Qui plus est, et cela peut être examiné en qualité de quatrième circonstance importante, il se forme la classe supérieure de la société postéconomique, faisant encore preuve d'une certaine loyauté vis-avis du pouvoir traditionnel, mais qui de par sa nature est hostile aux institutions de l'Etat moderne et qui incarne les méthodes de gestion sociale et de régulation économique propres à la société de type économique. Cette circonstance elle aussi peut compliquer la genèse des fondements du nouveau type de société étant donné que, d'un côté, il est parfaitement évident que dans les conditions modernes le rôle de l'Etat ne saurait être réduit de manière substantielle, et, de l'autre, aussi bien les principes d'organisation du nouveau système de gestion que les méthodes d'action sur les classes et groupes sociaux, mus par les nouvelles motivations, restent flous.

En vertu de cela, nous estimons qu'aujourd'hui le seul moyen de résoudre cette contradiction et de susciter son exacerbation maximale en levant les obstacles qui gênent le progrès technologique et en tolérant la polarisation naturelle de la société, qui divise celle-ci en “knowledge-class”, d'un côté, et son reste, de l'autre. En maintenant une aide publique minimale, adressée aux groupes qui pour des raisons objectives sont incapables de prendre part à la production sociale, il convient de faire en sorte que le plus grand nombre possible de gens puissent avoir accès à un enseignement normal et de prendre toutes les mesures qui s'imposent pour affirmer l'instruction et le talent en qualité de source fondamentale du succès de la personnalité. Cela ne devrait pas susciter de complications du moment que la compréhension du fait que le succès matériel, auquel aspire la plus grande partie de la société, n'est obtenue qu'en passant par l'épanouissement des capacités individuelles, et qu'elle se matérialise en permanence, au fur et à mesure de l'assimilation des nouveaux principes d'organisation sociale). L'accession de la “knowledge-class” à un nouveau degré d'aisance et d'influence doivent modifier définitivement les principes de leurs motivations, ce qui serait pratiquement impossible si le pouvoir économique appartenait à la bourgeoisie traditionnelle.
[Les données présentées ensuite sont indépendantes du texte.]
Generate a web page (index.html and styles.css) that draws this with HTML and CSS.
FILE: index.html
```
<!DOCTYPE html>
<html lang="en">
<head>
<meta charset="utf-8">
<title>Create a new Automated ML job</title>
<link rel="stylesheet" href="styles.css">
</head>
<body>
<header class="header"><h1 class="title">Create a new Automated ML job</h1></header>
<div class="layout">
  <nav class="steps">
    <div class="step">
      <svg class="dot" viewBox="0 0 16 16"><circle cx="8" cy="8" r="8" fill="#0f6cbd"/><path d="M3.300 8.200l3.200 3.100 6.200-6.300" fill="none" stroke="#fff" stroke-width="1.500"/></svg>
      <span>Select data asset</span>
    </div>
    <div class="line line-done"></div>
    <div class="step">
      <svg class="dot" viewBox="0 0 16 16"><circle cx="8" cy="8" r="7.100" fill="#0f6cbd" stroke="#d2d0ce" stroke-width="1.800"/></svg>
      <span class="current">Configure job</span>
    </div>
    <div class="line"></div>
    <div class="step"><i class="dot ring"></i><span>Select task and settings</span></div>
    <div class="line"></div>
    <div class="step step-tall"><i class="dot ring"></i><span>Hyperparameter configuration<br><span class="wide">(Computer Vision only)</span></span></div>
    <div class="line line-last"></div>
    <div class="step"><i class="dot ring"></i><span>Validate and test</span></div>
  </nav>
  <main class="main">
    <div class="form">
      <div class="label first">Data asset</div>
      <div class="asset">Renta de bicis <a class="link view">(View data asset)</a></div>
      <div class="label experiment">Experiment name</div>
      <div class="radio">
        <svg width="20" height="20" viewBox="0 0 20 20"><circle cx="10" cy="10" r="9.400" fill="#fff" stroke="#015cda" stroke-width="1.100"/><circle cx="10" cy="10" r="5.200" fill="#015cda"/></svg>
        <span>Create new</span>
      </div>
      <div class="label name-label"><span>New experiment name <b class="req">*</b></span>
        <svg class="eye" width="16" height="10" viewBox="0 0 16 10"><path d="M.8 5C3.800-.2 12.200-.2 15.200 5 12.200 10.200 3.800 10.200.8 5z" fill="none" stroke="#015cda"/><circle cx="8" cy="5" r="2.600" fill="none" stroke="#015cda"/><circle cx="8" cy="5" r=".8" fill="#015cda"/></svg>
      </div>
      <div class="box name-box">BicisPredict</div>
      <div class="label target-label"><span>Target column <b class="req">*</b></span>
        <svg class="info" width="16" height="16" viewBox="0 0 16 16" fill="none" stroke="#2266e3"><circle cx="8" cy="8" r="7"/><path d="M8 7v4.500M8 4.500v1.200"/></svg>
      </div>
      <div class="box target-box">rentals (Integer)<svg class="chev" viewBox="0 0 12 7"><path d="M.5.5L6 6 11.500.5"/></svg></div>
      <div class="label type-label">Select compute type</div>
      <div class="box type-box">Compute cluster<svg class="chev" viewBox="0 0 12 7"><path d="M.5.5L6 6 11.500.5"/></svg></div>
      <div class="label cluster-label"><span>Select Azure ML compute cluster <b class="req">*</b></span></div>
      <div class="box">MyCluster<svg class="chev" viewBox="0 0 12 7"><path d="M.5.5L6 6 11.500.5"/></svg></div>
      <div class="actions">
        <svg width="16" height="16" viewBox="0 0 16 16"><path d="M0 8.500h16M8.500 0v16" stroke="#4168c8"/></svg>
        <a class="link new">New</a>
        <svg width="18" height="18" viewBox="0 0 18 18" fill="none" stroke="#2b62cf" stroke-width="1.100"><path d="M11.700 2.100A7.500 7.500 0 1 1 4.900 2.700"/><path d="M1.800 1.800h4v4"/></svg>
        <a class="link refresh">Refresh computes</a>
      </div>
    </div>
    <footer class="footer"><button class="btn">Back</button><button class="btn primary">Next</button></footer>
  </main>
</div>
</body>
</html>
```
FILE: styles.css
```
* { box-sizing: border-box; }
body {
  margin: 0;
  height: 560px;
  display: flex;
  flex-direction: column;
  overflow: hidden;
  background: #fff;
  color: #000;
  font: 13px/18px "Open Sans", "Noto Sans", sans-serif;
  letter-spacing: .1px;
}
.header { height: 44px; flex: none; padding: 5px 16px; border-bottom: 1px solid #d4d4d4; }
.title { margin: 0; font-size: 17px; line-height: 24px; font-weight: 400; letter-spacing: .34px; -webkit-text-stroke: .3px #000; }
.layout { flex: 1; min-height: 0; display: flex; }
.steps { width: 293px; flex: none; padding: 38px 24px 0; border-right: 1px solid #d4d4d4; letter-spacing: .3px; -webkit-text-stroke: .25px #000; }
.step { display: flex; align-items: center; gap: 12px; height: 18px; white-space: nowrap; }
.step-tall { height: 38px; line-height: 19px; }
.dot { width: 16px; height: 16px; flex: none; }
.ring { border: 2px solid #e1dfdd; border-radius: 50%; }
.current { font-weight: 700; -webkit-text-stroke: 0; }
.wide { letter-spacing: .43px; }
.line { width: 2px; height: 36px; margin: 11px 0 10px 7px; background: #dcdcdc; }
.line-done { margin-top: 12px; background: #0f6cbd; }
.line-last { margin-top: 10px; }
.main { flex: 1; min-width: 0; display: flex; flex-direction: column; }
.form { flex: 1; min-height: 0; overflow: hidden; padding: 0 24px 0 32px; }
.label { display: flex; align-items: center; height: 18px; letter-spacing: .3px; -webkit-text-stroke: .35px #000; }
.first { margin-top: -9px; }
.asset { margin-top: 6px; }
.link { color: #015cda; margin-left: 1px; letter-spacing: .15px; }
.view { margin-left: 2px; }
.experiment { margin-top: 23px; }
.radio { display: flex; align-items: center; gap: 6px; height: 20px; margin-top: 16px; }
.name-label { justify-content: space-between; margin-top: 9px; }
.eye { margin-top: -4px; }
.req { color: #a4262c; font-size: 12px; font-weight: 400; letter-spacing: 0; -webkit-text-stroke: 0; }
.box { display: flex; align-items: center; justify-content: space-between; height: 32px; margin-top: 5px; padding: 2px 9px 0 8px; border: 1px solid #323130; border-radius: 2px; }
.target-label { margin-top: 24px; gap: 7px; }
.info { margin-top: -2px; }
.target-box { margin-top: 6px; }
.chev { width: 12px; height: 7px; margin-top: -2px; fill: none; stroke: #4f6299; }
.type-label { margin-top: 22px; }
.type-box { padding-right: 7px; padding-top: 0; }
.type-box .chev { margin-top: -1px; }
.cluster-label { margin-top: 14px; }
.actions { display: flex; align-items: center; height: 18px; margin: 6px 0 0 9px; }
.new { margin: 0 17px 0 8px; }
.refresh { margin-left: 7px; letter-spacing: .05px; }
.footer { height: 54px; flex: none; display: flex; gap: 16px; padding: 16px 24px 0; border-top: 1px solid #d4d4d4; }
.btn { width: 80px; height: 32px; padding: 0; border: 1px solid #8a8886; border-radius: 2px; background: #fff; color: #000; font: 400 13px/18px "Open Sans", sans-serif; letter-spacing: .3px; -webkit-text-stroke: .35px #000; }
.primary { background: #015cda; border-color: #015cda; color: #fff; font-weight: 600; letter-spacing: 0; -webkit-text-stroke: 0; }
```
Si à ce moment-là la plus grande partie de la société est consciente du changement de la situation sociale, ses couches supérieures cesseront de percevoir les revendications émanant de la base comme contredisant leurs objectifs (premièrement parce que ces objectifs ne seront pas purement économiques et, deuxièmement, parce que les desiderata des autres membres de la société n'auront plus comme teneur essentielle des revendications de compensations métérielles). Nous supposons que l'issue de la situation actuelle ne peut être qu'évolutive; l'Etat doit dès aujourd'hui réunir toutes les conditions pour accélérer la “knowledge-class révolution” et être prêt, si jamais des situations conflictuelles éclatent du fait de mouvements sociaux de la “ubderclass”, moins à faire des concessions qu'à appliquer résolument la politique choisie car elle seule est à même aujourd'hui d'accroître rapidement la richesse sociale, qui contribuera finalement d'une manière ou d'une autre à la genèse des fondements de la société postéconomique.
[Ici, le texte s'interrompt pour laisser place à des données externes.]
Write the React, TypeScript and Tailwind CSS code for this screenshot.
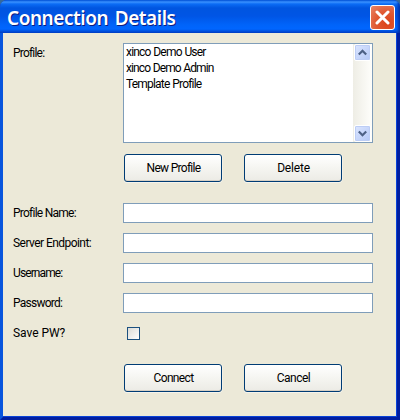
import React from "react";

const profiles = [
  { name: "xinco Demo User", spacing: "tracking-[-0.8px] [word-spacing:0.5px]" },
  { name: "xinco Demo Admin", spacing: "tracking-[-0.9px] [word-spacing:0.5px]" },
  { name: "Template Profile", spacing: "tracking-[-0.8px] [word-spacing:0.5px]" },
];

function ScrollButton({ up }: { up?: boolean }) {
  return (
    <button
      aria-label={up ? "Scroll up" : "Scroll down"}
      className="flex h-[17px] w-[17px] items-center justify-center rounded-[2px] border border-white bg-gradient-to-br from-[#dce6ff] to-[#b4c8f6] shadow-[inset_0_0_0_1px_#bccdf5]"
    >
      <svg width="9" height="7" viewBox="0 0 9 7" fill="none" stroke="#4d6185" strokeWidth="2.2">
        <path d={up ? "M0.8 5.5 4.5 1.8 8.2 5.5" : "M0.8 1.5 4.5 5.2 8.2 1.5"} />
      </svg>
    </button>
  );
}

function PushButton({ label, spacing }: { label: string; spacing: string }) {
  return (
    <button
      className={
        "h-7 w-[98px] rounded-[3px] border border-[#003c74] bg-gradient-to-b from-white via-[#f5f5f1] to-[#ecebe5] pb-px pl-px text-center shadow-[inset_0_-1px_0_#d6d0c5,0_1px_0_#f6f4ec,1px_0_0_#f3f0e5] " +
        spacing
      }
    >
      {label}
    </button>
  );
}

function Field({ label, spacing }: { label: string; spacing: string }) {
  return (
    <label className="flex h-5 items-center">
      <span className={"w-[110px] shrink-0 " + spacing}>{label}</span>
      <input type="text" className="h-5 w-[250px] border border-[#7f9db9] bg-white px-1 outline-none" />
    </label>
  );
}

export default function App() {
  return (
    <div className="h-[420px] w-[400px] overflow-hidden bg-[#356a9b] font-['Roboto','Liberation_Sans',sans-serif] text-[12px] leading-4 text-black">
      <div className="flex h-full flex-col overflow-hidden rounded-t-[7px] bg-[#0831d9]">
        <header className="flex h-[33px] shrink-0 items-center justify-between bg-[linear-gradient(to_bottom,#0058e0_0px,#3a92ff_2px,#0b6cf5_4px,#0055e0_8px,#0055e5_16px,#0064fa_25px,#0066ff_29px,#0052e0_31px,#0040c8_33px)] pl-[7px] pr-[5px] pt-0.5 shadow-[inset_-3px_0_3px_-1px_#0030a8]">
          <h1 className="whitespace-nowrap font-['Noto_Sans','Open_Sans',sans-serif] text-[19px] font-semibold leading-[34px] tracking-[-0.45px] [word-spacing:2px] text-white [text-shadow:1px_1px_0_#0b1c80]">
            Connection Details
          </h1>
          <button
            aria-label="Close"
            className="flex h-[25px] w-[25px] items-center justify-center rounded-[3px] border border-white bg-[radial-gradient(circle_at_70%_75%,#dc4318_0%,#e05a34_50%,#e98567_100%)]"
          >
            <svg width="15" height="15" viewBox="0 0 15 15" stroke="white" strokeWidth="3" strokeLinecap="round">
              <path d="M2 2 13 13M13 2 2 13" />
            </svg>
          </button>
        </header>
        <div className="flex-1 border-x-[3px] border-b-[3px] border-b-[#001ea0] border-l-[#0855dd] border-r-[#001ea0] bg-[#ece9d8] pl-2.5 pt-2.5 shadow-[inset_-1px_-1px_0_#0842d8]">
          <div className="flex">
            <span className="w-[110px] shrink-0 pt-[2px] tracking-[-0.8px]">Profile:</span>
            <div className="flex h-[100px] w-[250px] justify-between border border-[#7f9db9] bg-white">
              <ul className="pl-0.5">
                {profiles.map((profile) => (
                  <li key={profile.name} className={"h-4 whitespace-nowrap " + profile.spacing}>
                    {profile.name}
                  </li>
                ))}
              </ul>
              <div className="flex flex-col justify-between bg-gradient-to-r from-[#eeede5] to-[#fefefb] pl-px pr-px">
                <ScrollButton up />
                <ScrollButton />
              </div>
            </div>
          </div>
          <div className="ml-[111px] mt-[11px] flex gap-[22px]">
            <PushButton label="New Profile" spacing="tracking-[-0.7px]" />
            <PushButton label="Delete" spacing="tracking-[-0.2px]" />
          </div>
          <div className="mt-[21px] flex flex-col gap-2.5">
            <Field label="Profile Name:" spacing="tracking-[-0.75px]" />
            <Field label="Server Endpoint:" spacing="tracking-[-0.55px]" />
            <Field label="Username:" spacing="tracking-[-0.9px]" />
            <Field label="Password:" spacing="tracking-[-0.75px]" />
            <label className="flex h-5 items-center">
              <span className="w-[114px] tracking-[-0.05px]">Save PW?</span>
              <span className="mt-px h-[13px] w-[13px] border border-[#1c5180] bg-gradient-to-br from-[#dcdcd7] to-white" />
            </label>
          </div>
          <div className="ml-[111px] mt-[21px] flex gap-[22px]">
            <PushButton label="Connect" spacing="tracking-[-0.65px]" />
            <PushButton label="Cancel" spacing="tracking-[-0.5px]" />
          </div>
        </div>
      </div>
    </div>
  );
}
L'instabilité de la situation actuelle ne saurait ne pas être le prélude de la formation du nouvel ordre mondial stable, de la nouvelle civilisation dont nous ignorons toujours quels seront ses principes essentiels. C'est la raison pour laquelle nous estimons que la prochaine décennie sera celle où seront jetés les fondements de la nouvelle théorie sociologique tournée vers l'avenir, quand les chercheurs seront affranchis des pesanteurs du passé et des fétiches du moment et quand les forces essentielles se mettront à étudier d'abord les tendances incarnant le début de la réalité nouvelle, et ensuite les éléments structurels de la société postéconomique. A cet égard, la tâche de la théorie futu-rologique est aujourd'hui bien plus compliquée qu'il y a trente ans. Si les prophètes de la théorie du “postindustrialisme” fondaient leurs conceptions sur des facteurs soigneusement synthétisés, confirmant des tendances formées dans les pays évolués dans la première période de l'après-guerre, marquée par la très grande stabilité extérieure et intérieure du monde occidental, actuellement les chercheurs se doivent d'étudier des phénomènes caractérisant une époque commençant après 1973 et constituant pratiquement une chaîne ininterrompue de crises et de secousses, de procéder à une systématisation rigoureuse d'éléments extrêmement complexe. D'autre part, dans le premier cas les erreurs qui auraient pu être commises dans l'estimation des perspectives du développement de la civilisation n'auraient probablement pas été fatales du moment que différents blocs existaient à l'échelle mondiale, que certaines régions de la planète possédaient des systèmes économiques relativement indépendants les uns des autres et que l'économie mondiale prise dans son ensemble, bien que soumise à des crises cycliques, se caractérisait par un haut degré d'autorégulation. De nos jours la situation est foncièrement différente: le monde monopolaire se forme impétueusement, le fossé entre certaines régions se creuse rapidement tandis que l'imprévisibilité des processus économiques ne surpasse que l'imprévisibilité des évaluations de ces derniers par les économistes et les sociologues. C'est pourquoi la création d'une conception finalisée des changements en cours et, dans le plus long terme, d'une conception finalisée du nouvel ordre social, est aujourd'hui plus actuelle que jamais.